• [WORK TO BE COMPLETED]
Repeat exactly the lines of the listing below, please, starting with the first and ending with the line containing "const empty: Sector[]"; leave out the rest.

• [MATERIAL]
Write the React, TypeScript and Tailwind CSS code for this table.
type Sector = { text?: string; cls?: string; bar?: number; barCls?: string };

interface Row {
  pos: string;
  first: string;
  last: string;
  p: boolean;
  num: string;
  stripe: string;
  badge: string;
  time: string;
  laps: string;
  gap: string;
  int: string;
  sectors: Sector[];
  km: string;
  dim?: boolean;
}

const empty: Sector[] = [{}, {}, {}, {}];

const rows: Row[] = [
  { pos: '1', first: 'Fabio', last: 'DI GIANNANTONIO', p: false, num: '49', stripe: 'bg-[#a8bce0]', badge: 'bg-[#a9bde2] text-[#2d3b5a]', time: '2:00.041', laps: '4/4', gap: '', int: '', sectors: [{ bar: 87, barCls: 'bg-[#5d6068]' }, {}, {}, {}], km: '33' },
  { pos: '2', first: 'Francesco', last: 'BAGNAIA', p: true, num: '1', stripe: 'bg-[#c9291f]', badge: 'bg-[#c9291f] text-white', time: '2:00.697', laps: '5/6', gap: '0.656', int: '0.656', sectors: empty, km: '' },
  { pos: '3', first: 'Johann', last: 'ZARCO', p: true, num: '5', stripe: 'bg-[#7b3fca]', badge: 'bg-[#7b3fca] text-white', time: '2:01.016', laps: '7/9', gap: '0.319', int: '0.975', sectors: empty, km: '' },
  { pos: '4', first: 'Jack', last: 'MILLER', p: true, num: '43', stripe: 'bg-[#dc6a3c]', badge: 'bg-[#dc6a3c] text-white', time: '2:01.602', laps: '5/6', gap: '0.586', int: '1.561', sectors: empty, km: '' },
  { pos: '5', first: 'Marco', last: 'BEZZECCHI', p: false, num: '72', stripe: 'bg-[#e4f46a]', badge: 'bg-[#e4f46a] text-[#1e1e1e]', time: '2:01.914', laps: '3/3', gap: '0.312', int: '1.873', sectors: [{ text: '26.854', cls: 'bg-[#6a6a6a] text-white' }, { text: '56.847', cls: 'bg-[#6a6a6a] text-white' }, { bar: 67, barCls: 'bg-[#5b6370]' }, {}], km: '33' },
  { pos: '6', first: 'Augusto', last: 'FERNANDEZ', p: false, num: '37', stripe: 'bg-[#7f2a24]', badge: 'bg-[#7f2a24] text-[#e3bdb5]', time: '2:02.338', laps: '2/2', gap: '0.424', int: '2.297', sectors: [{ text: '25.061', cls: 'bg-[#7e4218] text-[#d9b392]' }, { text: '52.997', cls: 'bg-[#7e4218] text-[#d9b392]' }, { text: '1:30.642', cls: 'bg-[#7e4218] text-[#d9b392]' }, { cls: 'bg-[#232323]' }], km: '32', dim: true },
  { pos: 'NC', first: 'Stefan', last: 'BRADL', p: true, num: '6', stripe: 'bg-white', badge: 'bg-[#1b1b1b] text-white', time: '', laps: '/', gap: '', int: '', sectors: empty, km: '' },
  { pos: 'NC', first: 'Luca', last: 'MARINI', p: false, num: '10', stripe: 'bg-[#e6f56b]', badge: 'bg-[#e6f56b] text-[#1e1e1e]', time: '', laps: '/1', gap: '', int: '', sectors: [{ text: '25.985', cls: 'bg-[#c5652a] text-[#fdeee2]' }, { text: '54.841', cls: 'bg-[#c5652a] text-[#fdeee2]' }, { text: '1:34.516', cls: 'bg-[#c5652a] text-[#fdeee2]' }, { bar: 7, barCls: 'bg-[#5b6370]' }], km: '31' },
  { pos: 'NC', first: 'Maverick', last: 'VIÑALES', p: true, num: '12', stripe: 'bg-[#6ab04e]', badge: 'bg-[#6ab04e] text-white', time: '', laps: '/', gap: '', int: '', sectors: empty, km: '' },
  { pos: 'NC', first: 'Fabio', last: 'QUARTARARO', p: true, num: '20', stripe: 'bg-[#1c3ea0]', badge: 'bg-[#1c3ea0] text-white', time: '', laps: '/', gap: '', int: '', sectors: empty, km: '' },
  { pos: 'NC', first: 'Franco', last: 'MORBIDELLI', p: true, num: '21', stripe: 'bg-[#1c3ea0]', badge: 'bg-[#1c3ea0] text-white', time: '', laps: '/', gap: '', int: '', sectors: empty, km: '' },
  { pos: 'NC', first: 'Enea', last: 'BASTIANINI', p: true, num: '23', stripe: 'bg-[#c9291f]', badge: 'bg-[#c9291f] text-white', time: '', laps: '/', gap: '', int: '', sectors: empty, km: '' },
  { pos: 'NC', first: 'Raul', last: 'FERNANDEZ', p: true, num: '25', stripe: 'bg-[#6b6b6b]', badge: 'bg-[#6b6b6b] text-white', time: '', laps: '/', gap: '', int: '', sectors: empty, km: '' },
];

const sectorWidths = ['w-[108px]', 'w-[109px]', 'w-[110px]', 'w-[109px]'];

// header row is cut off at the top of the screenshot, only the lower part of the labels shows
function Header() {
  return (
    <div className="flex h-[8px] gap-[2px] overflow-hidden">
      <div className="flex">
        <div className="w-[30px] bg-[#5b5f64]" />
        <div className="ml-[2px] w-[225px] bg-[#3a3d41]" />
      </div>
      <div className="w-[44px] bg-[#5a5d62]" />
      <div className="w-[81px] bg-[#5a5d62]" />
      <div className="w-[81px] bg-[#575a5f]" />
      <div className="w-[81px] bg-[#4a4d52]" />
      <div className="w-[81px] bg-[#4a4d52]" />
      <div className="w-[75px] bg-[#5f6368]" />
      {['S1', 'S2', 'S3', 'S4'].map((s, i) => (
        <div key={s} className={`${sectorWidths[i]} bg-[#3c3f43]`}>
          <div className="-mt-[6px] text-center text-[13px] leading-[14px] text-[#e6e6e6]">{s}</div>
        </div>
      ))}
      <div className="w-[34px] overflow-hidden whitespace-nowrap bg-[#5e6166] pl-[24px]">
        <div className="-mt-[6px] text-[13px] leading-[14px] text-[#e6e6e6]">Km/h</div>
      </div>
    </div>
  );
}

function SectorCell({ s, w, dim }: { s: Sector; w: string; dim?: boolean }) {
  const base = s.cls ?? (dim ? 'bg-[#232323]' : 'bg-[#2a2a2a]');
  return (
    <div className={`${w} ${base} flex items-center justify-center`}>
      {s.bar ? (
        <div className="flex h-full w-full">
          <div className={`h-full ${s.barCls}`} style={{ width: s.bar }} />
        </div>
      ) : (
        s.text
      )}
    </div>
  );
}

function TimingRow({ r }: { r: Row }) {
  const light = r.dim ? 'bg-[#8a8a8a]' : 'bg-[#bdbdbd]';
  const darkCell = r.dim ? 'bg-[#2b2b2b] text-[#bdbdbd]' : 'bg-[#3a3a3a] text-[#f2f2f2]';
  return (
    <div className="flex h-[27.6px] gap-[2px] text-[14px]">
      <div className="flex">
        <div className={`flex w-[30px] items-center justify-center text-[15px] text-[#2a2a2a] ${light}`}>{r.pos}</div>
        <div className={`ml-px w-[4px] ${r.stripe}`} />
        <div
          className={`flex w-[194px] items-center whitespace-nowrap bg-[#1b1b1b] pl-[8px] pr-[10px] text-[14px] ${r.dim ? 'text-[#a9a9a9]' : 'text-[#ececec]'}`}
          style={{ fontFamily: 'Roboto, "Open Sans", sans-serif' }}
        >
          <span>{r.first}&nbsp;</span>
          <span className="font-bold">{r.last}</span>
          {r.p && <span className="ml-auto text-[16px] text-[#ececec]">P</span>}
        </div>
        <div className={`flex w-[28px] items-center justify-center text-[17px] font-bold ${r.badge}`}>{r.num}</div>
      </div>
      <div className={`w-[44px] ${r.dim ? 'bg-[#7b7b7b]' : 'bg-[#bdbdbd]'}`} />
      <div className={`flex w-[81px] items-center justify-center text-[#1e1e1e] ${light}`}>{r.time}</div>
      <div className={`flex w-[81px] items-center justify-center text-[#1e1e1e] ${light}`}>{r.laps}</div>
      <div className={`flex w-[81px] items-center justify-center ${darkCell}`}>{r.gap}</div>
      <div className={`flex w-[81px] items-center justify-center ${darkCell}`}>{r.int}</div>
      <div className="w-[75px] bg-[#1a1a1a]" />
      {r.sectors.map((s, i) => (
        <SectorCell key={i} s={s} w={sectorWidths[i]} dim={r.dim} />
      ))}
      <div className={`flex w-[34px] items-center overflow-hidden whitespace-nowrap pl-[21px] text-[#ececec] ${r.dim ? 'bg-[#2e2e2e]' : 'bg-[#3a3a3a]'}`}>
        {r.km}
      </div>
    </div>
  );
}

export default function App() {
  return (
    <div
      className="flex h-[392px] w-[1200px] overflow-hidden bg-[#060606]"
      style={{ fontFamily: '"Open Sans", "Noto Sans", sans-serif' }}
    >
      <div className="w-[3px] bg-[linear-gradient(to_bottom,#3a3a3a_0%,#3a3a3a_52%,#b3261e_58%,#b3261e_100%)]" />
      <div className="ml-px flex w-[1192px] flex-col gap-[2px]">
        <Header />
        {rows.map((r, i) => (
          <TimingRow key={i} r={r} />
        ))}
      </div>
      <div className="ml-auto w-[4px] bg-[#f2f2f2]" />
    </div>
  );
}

• [SOLVED EXERCISE]
Write the React, TypeScript and Tailwind CSS code for this table.
type Sector = { text?: string; cls?: string; bar?: number; barCls?: string };

interface Row {
  pos: string;
  first: string;
  last: string;
  p: boolean;
  num: string;
  stripe: string;
  badge: string;
  time: string;
  laps: string;
  gap: string;
  int: string;
  sectors: Sector[];
  km: string;
  dim?: boolean;
}

const empty: Sector[] = [{}, {}, {}, {}];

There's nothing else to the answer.